Economia

Commissione Ue: “social e imprese che operano nel digitale paghino le tasse”. Due proposte legislative

(foto SIR/CE)

(Bruxelles) Tutte le imprese, anche quelle che operano nel digitale, devono pagare “la loro giusta quota di tasse”: è il principio dal quale è partita la Commissione europea, sollecitata dagli Stati membri dell’Ue, per le due proposte legislative presentate oggi a Bruxelles.
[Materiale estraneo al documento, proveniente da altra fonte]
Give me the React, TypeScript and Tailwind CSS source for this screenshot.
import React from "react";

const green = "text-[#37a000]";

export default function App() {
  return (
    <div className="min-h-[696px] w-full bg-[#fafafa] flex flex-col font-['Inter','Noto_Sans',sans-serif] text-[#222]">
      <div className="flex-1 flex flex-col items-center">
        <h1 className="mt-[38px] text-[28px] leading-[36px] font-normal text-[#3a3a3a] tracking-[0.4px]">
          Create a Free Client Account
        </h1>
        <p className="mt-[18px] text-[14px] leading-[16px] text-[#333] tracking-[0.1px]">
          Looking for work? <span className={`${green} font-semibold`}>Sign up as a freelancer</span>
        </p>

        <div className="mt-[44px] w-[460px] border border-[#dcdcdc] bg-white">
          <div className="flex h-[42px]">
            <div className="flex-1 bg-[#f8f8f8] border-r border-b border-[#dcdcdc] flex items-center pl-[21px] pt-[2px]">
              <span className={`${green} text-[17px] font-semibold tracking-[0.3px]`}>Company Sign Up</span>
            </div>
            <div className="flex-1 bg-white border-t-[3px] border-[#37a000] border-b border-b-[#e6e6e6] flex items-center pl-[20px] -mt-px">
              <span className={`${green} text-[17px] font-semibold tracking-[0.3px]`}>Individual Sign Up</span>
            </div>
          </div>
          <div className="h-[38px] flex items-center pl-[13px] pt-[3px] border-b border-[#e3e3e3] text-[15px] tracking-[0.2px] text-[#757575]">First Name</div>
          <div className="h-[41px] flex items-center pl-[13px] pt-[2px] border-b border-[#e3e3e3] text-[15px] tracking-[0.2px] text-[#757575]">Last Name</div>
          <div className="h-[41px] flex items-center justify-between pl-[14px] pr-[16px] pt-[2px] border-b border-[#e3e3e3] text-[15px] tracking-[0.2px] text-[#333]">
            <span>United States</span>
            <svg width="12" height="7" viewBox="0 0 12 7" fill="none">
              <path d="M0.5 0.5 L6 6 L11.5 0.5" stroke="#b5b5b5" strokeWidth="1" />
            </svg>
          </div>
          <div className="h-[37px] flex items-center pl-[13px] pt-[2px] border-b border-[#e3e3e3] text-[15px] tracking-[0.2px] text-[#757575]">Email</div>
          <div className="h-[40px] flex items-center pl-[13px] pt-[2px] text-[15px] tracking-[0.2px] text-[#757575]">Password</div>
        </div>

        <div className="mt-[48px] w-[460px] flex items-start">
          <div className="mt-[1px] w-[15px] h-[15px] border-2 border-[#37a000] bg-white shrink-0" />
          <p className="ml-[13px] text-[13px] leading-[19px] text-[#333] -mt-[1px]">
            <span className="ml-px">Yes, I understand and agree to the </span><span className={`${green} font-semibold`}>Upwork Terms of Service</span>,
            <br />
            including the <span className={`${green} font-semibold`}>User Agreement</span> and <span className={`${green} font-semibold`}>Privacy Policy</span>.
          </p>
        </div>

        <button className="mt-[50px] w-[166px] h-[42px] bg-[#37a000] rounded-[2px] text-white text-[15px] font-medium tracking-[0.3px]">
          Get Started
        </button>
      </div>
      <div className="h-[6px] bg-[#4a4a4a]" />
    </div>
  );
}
Le nuove norme (che dovranno essere varate dal Consiglio dei ministri Ue, dopo aver consultato l’Europarlamento) intendono “garantire che le attività delle imprese digitali siano tassate in modo equo e favorevole alla crescita nell’Ue”. “La recente espansione delle imprese digitali, come gli operatori di social media, le piattaforme di collaborazione e i fornitori di contenuti online, ha fortemente contribuito – chiarisce la Commissione – alla crescita economica nell’Unione. Tuttavia le normative fiscali attuali non sono state elaborate per queste imprese, che sono globali, virtuali o caratterizzate da una presenza fisica minima o inesistente”. Si tratta di un “cambiamento radicale”: attualmente 9 delle 20 società più importanti al mondo per capitalizzazione di mercato sono digitali, rispetto a 1 su 20 dieci anni fa, puntualizza l’esecutivo. “La sfida consiste nello sfruttare al meglio questa tendenza, garantendo nel contempo che anche le imprese digitali contribuiscano la loro giusta quota di tasse. Diversamente esiste un rischio reale per le entrate pubbliche degli Stati membri: attualmente le imprese digitali sono soggette a un’aliquota fiscale media effettiva pari alla metà di quella dell’economia tradizionale nell’Ue”.
Le due proposte rispondono anche a un vuoto legislativo e fiscale lamentato dagli stessi Stati membri. La prima iniziativa legislativa è intesa a “riformare le norme in materia di imposta sulle società, in modo che gli utili siano registrati e tassati nel luogo in cui le imprese hanno un’interazione significativa con gli utenti attraverso i canali digitali”. La seconda proposta, in qualche misura meno preferita dalla Commissione e non a lungo termine, “risponde alle richieste di numerosi Stati membri di istituire un’imposta temporanea da prelevare sulle principali attività digitali, che al momento sfuggono a qualsiasi tipo di imposizione nell’Ue”.